Oost-Georgië

Uit Wikipedia, de vrije encyclopedie
(Doorverwezen vanaf Oost-Georgie)
Oost-Georgië

Oost-Georgië (Georgisch: აღმოსავლეთ საქართველო, Aghmosavlet Sakartvelo) verwijst naar het oostelijke deel van Georgië dat in de geschiedenis het koninkrijk Iberië omvatte. In geografische zin verwijst de term naar het grondgebied van Georgië ten oosten en zuiden van het Lichigebergte. Het gebied omvat de hedendaagse regio's (mchare) Sjida Kartli, Mtscheta-Mtianeti Kacheti, Kvemo Kartli, Samtsche-Dzjavacheti en de hoofdstad Tbilisi.

Historisch[bewerken | brontekst bewerken]

Het historische Iberië

Oost-Georgië is niet alleen geografisch maar ook cultuur-historisch bepaald. Het oosten van Georgië vormde in de oudheid het koninkrijk Iberië, tegenover Colchis in het westen, en werd in latere eeuwen, na de Vrede van Amasya in 1555, door Perziërs gedomineerd tegenover Ottomanen in het westen. De geografische begrenzing was ook bepalend voor verschillende Georgische machtscentra. Zo werd het oosten lang gedomineerd door koninkrijk Kartlië en Kachetië, en het westen door Egrisi en Imereti.

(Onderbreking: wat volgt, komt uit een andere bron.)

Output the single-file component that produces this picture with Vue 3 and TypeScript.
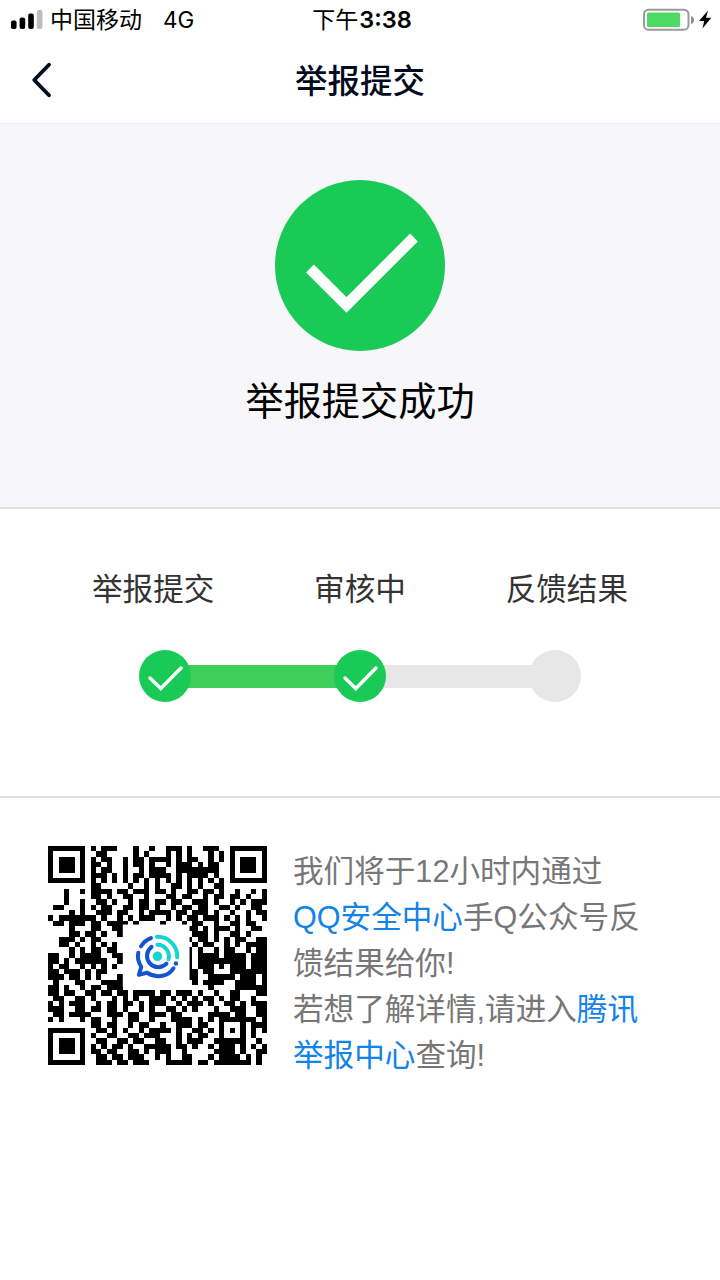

In het gebied liggen de historische regio's Kartli, Psjavi, Mtioeleti, Toesjeti, Chevsoeretië, Chevi en andere.

Geografie[bewerken | brontekst bewerken]

Stroomgebied van de Mtkvari

De grens van oost-Georgië wordt geografisch bepaald door de waterscheiding van de bekkens van de Mtkvari (in het oosten) en Rioni (in het westen). Het water in Oost-Georgië vloeit af naar de Kaspische Zee. Deze waterscheiding wordt gevormd door bergkam van de Lichi-, Mescheti- en Arsianigebergtes. Het uiterste noorden van oost-Georgië, de gemeente Kazbegi en de deelregio's Chevsoeretië en Toesjeti, liggen niet in het bassin van de Mtkvari, maar vloeien wel af naar de Kaspische Zee.

Oost-Georgië bestaat uit de centrale vallei van de Mtkvari, die vanuit Turkije door de lengterichting van oost-Georgië via hoofdstad Tbilisi naar Azerbeidzjan stroomt. Een aantal belangrijke rivieren stromen vanuit de bergen in het noorden en zuiden in de Mtkvari, waaronder de Alazani, de langste rivier in Georgië. Andere belangrijke rivieren in het oosten van Georgië zijn de Aragvi, Chrami en Iori.

Ten noorden van de Mtkvari liggen de Grote Kaukasus en haar subgebergtes, waaronder de Goedamakari- en Gomborigebergtes. Ten zuiden van de Mtkvari liggen de subgebergtes en (hoog)vlaktes van de Kleine Kaukasus, waaronder het vulkanische Samsarigebergte, het Trialetigebergte en het noordelijke deel van het Armeens Hoogland. Het uiterste oosten van Georgië, in het oosten van de regio Kacheti, is een bergachtig steppelandschap gelegen, waar ook het laagste punt van oost-Georgië ligt, de Eldar-vlakte (90 meter boven zeeniveau).[1] De Kazbek is met 5047 meter boven zeeniveau de hoogste berg van oost-Georgië.

Klimaat[bewerken | brontekst bewerken]

De geografische scheiding tussen oost en west zorgt ook voor een verschillend klimaat tussen de twee helften van Georgië. In het oosten is het voornamelijk droog subtropisch terwijl in het westen een meer nat-subtropisch klimaat heerst. In de vlakten van Oost-Georgië bedraagt de gemiddelde jaarlijkse temperatuur 11-13 °C en bedraagt de jaarlijkse neerslag ongeveer 400-600 mm, terwijl in de bergachtige gebieden de jaarlijkse neerslag 800-1200 millimeter bedraagt. In de laaglanden van West-Georgië en de kustzone van de Zwarte Zee bedraagt de gemiddelde jaartemperatuur ongeveer 14-15 °C met een jaarlijkse neerslag tussen de 1500 en 2700 millimeter.[2] De klimatologische verschillen vertalen zich ook in de minimale hoogte waarop gletsjers in de Grote Kaukasus bevinden. In Oost-Georgië liggen de gletsjertongen op minimaal 3200 meter boven zeeniveau, dat een stuk hoger is dan in West-Georgië.